CHL, the parent company of Conduit Re, a Bermuda-based multi-line reinsurance business, has released its trading update for the nine months ending September 30, 2024, reporting a rise in gross premiums and reinsurance revenue despite an active period for natural catastrophe losses.
Conduit Re reported gross premiums written of $957.3 million, marking a 25.2% increase compared to the same period in 2023. Reinsurance revenue reached $588.2 million, reflecting a 30.3% increase. The portfolio’s risk-adjusted rate change for the nine-month period was 1%, adjusted for claims inflation.
CEO Trevor Carvey (pictured right) said that the growth reflects continued expansion within the company’s capital base, supported by what he described as a strong market with adequate rates.
“We have seen an active quarter from an event perspective, notably natural catastrophe events across the US, Canada and the Caribbean, and as a well-diversified, predominantly quota share reinsurer we pick up our fair share of these, as we expect to do so. Looking forward and into 2025, we remain committed to risk selection and growing our business in a measured and balanced manner,” Carvey said.
Natural catastrophe and risk events were elevated during the third quarter, with an estimated undiscounted net loss of approximately $50 million, net of reinsurance and reinstatement premiums.

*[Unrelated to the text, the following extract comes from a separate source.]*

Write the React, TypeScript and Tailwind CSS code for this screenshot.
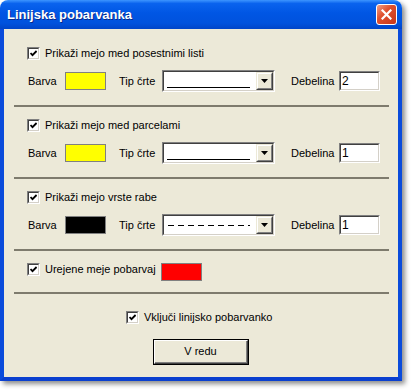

As of Sept. 30, the year-to-date undiscounted combined ratio stood in the mid-90s. Conduit Re maintains a high-quality investment portfolio with an average credit rating of AA and a duration of 2.5 years. As of Sept. 30, the book yield was 4.2%, with a market yield of 4.5%.
In October, Hurricane Milton made landfall in Florida, and while early estimates are still being assessed, Conduit Re expects its net losses from the storm to range between $30 million and $50 million, net of reinsurance and reinstatement premiums.
Carvey commented on the group’s forward outlook, emphasizing Conduit Re’s focus on risk selection and balanced growth.
Chief underwriting officer Gregory Roberts highlighted that, even with two months left in the year, the reinsurance sector has already seen considerable natural catastrophe and large loss events.
“Pricing conditions remain broadly stable and benefit from several years of compounding rate increases. As a trusted partner, our underwriting team engages with clients in what is a dynamic marketplace as we continue to grow while maintaining the balance of our overall portfolio,” Roberts said.
Conduit Re expects the market for property and specialty lines to present growth opportunities, with rates in loss-exposed sectors such as marine liability and civil unrest likely to respond positively to recent events.
The company’s single-location, streamlined structure allows it to quickly adapt to evolving market dynamics. Additionally, Conduit Re remains well-capitalized, positioned to allocate capacity to attractive classes during the upcoming renewals.
The company's loss and reserve estimates for the third quarter were based on data from brokers and cedants, as well as modelled loss projections and industry assumptions. While reserves have been set aside, there is continued uncertainty in ultimate loss estimates, and the company will update its estimates as further data becomes available.
Conduit Re’s ultimate loss estimates, net of ceded reinsurance and reinstatement premiums, for prior years’ loss events remain stable.